Message TTL configuration for heartbeat queue type

221 views
Skip to first unread message

Vilius Šumskas

unread,
Jul 26, 2023, 3:33:39 AM7/26/23
to rabbitm...@googlegroups.com

Hi,

 

we have a Spring Boot application which uses one RabbitMQ queue as a heartbeat mechanism. Basically hundreds of publishers are sending messages every 5 minutes to that queue. A service on our side then consumes these messages and this way we know that publishers are dead or alive. We then can use the status of publishers in the application UI or during other backend tasks which require those publishers to be alive.

 

I‘m wondering if anyone can share their ideas on how such queue heartbeat should be configured? For now we are using classic durable queue. We are also thinking about enabling message TTL on this queue. I‘ve read through RabbitMQ documentation and it seems that recommended way to configure TTL is to use policies. However, given that there is only one such heartbeat queue, and given that RabbitMQ Java Client doesn’t support configuring policies, would it be better to use x-message-ttl during queue creation in this case? Can we later change x-message-ttl without recreating a queue then? And which solution is faster performance wise, x-arguments or policies?

 

Another question is regarding exact x-message-ttl value. Should we sync it with our business logic of “one heartbeat per 5 minutes” or set it to something different entirely? If sync with business logic, then should be set it to a little bit more than 5 minutes, or a little bit less? Or maybe we should just use x-message-ttl: 0 and emulate AMPQ immediate flag? Sorry for all these questions, but it’s a little bit over my head how RabbitMQ internally handles TTL.

 

By the way, our RabbitMQ is a cluster or 3 nodes, and a heartbeat queue is mirrored, if that makes a difference.

 

Any pointers are much appreciated!

 

--

   Best Regards,

 

    Vilius Šumskas

    Rivile

    IT manager

 

Michal Kuratczyk

unread,
Jul 31, 2023, 3:43:19 AM7/31/23
to rabbitm...@googlegroups.com
Queue arguments provided during declaration cannot be changed without recreating the queue, which is the main reason a policy is recommended.
There should be no performance difference between the two methods.

I don't really understand the value of RabbitMQ being involved in the process you described. It basically sounds like application monitoring and that's usually
solved by probing an application's endpoint and/or scraping its metrics. Spring Boot gives you a lot of that out of the box: https://docs.spring.io/spring-boot/docs/current/reference/html/actuator.html#actuator.endpoints.

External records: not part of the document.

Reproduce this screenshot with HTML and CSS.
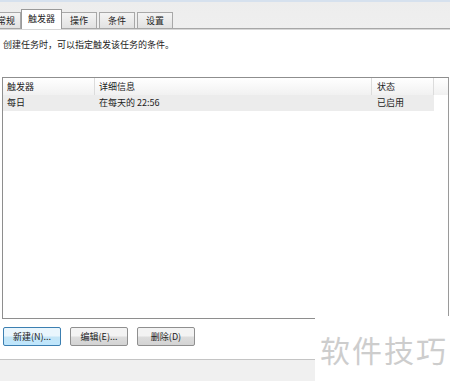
FILE: index.html
```html
<!DOCTYPE html>
<html lang="zh">
<head>
    <meta charset="UTF-8">
    <title>触发器</title>
    <link rel="stylesheet" href="styles.css">
</head>
<body>

<div class="window">
    <div class="top-strip"></div>
    <div class="tabbar">
        <div class="tab first">常规</div>
        <div class="tab active">触发器</div>
        <div class="tab">操作</div>
        <div class="tab">条件</div>
        <div class="tab">设置</div>
    </div>

    <div class="page">
        <p class="hint">创建任务时，可以指定触发该任务的条件。</p>

        <div class="list">
            <div class="list-head">
                <div class="col c1">触发器</div>
                <div class="col c2">详细信息</div>
                <div class="col c3">状态</div>
                <div class="col c4"></div>
            </div>
            <div class="list-row">
                <div class="col c1">每日</div>
                <div class="col c2">在每天的 22:56</div>
                <div class="col c3">已启用</div>
            </div>
        </div>

        <div class="buttons">
            <button class="btn focus">新建(N)...</button>
            <button class="btn">编辑(E)...</button>
            <button class="btn">删除(D)</button>
        </div>
    </div>

    <div class="footer"></div>
</div>

<div class="watermark">软件技巧</div>

</body>
</html>
```

FILE: styles.css
```css
body { margin: 0; background: #fff; font-family: "Noto Sans CJK SC", "Microsoft YaHei", sans-serif; font-size: 9px; color: #222; overflow: hidden; }
.window { width: 450px; height: 381px; display: flex; flex-direction: column; }
.top-strip { height: 2px; background: #d6e1ee; }
.tabbar { height: 26px; background: linear-gradient(#ededed, #efefef); border-bottom: 1px solid #a7a7a7; display: flex; align-items: flex-end; box-shadow: 0 1px 0 #d8d8d8; }
.tab { height: 15px; line-height: 15px; padding: 0 8px; margin-right: 2px; border: 1px solid #a8a8a8; border-bottom: none; background: linear-gradient(#f4f4f4, #e2e2e2); color: #222; }
.tab.first { margin-left: -12px; padding: 0 5px 0 8px; margin-right: 1px; }
.tab.active { height: 19px; line-height: 17px; background: #fff; padding: 0 6px; margin: 0 -1px -1px -1px; border-color: #9a9a9a; position: relative; z-index: 1; }
.page { flex: 1; padding: 0 2px; display: flex; flex-direction: column; }
.hint { margin: 10px 0 0 1px; line-height: 12px; }
.list { margin-top: 26px; height: 242px; border: 1px solid #8e8e8e; border-right-color: #9a9a9a; box-sizing: border-box; width: 447px; }
.list-head { display: flex; height: 17px; background: linear-gradient(#fff, #f1f1f1); }
.list-head .col { border-right: 1px solid #dcdcdc; line-height: 17px; }
.list-row { display: flex; height: 16px; background: #ececec; width: 431px; line-height: 16px; }
.col { box-sizing: border-box; padding-left: 4px; }
.c1 { width: 92px; }
.c2 { width: 277px; padding-left: 4px; }
.c3 { width: 62px; padding-left: 5px; }
.c4 { flex: 1; border-right: none !important; }
.buttons { display: flex; gap: 9px; margin-top: 8px; padding-left: 1px; }
.btn { width: 58px; height: 19px; padding: 0; font: inherit; color: #222; border: 1px solid #8f8f8f; border-radius: 2px; background: linear-gradient(#f3f3f3 45%, #dcdcdc 55%, #d3d3d3); }
.btn.focus { border-color: #3c7fb1; background: linear-gradient(#eaf6fd 45%, #c4e5f6 55%, #bee6fd); }
.footer { height: 21px; border-top: 1px solid #c4c4c4; background: #f0f0f0; }
.watermark { position: absolute; left: 315px; top: 316px; width: 135px; height: 65px; background: #fff; color: #cdcdcd; font-size: 30px; letter-spacing: 2px; line-height: 66px; padding-left: 5px; box-sizing: border-box; font-family: "Noto Sans CJK SC", sans-serif; }
```
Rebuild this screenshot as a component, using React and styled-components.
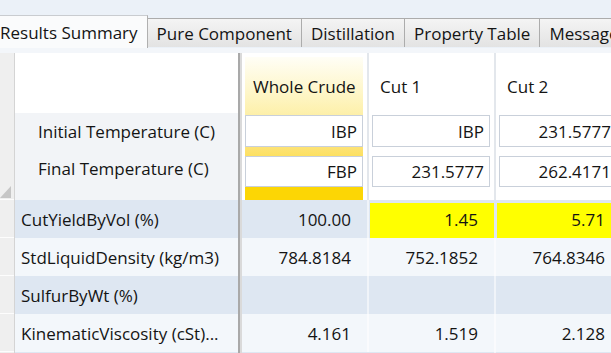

To interpret the heartbeats, the consumer needs to know what publishers should be available (otherwise how do you interpret a lack of heartbeat?).
If you have an app that knows about all the expected publishers:
1. You can just query their endpoints (that sounds preferable to me)
2. TTL doesn't seem to matter much - your app needs to receive a message for a given publisher ID within 5 minutes since the previous message and that's it.

Best,


--
You received this message because you are subscribed to the Google Groups "rabbitmq-users" group.
To unsubscribe from this group and stop receiving emails from it, send an email to rabbitmq-user...@googlegroups.com.
To view this discussion on the web, visit https://groups.google.com/d/msgid/rabbitmq-users/AM8PR01MB7699A1ED730A064AF55059A09200A%40AM8PR01MB7699.eurprd01.prod.exchangelabs.com.

--
Michał
RabbitMQ team
RabbitMQ team

Vilius Šumskas

unread,
Jul 31, 2023, 4:42:20 AM7/31/23
to rabbitm...@googlegroups.com

Hi,

 

documentation here https://www.rabbitmq.com/queues.html#optional-arguments says that most of the x-arguments can be controlled dynamically, so I assumed that TTL can be changed too. Anyway, we will use policies if TTLs cannot be changed via parameters.

 

Regarding the functionality itself, we are using RabbitMQ queue as a heartbeat because all these publishers live on the client side. We don’t control or have access to their network, so we cannot just simply query actuator endpoints, or employ other similar techniques. There is also thousands of these publishers, some of them could be down most of the time. Querying all of publishers constantly would not be very effective, even if it was physically possible. Hence, we rely on what the clients (publishers) are reporting instead of querying them. We have an internal database to know what publishers should be available.

 

We did run this queue without any TTLs for the past few years. It worked great until we had an incident in our backend server-side application. Because of other issues in infrastructure it stopped processing RabbitMQ messages from the heartbeat queue.. This made heartbeat queue very big in a very short time – we gathered something like 160k messages in a few hours – which overloaded RabbitMQ memory. With TTL we want to avoid that. Are we on a wrong track here?

 

--

    Vilius

Michal Kuratczyk

unread,
Jul 31, 2023, 5:03:43 AM7/31/23
to rabbitm...@googlegroups.com
You have a few years more of experience using RabbitMQ for this purpose than I do, so I'm not in a position to tell you if you are on the wrong track. ;)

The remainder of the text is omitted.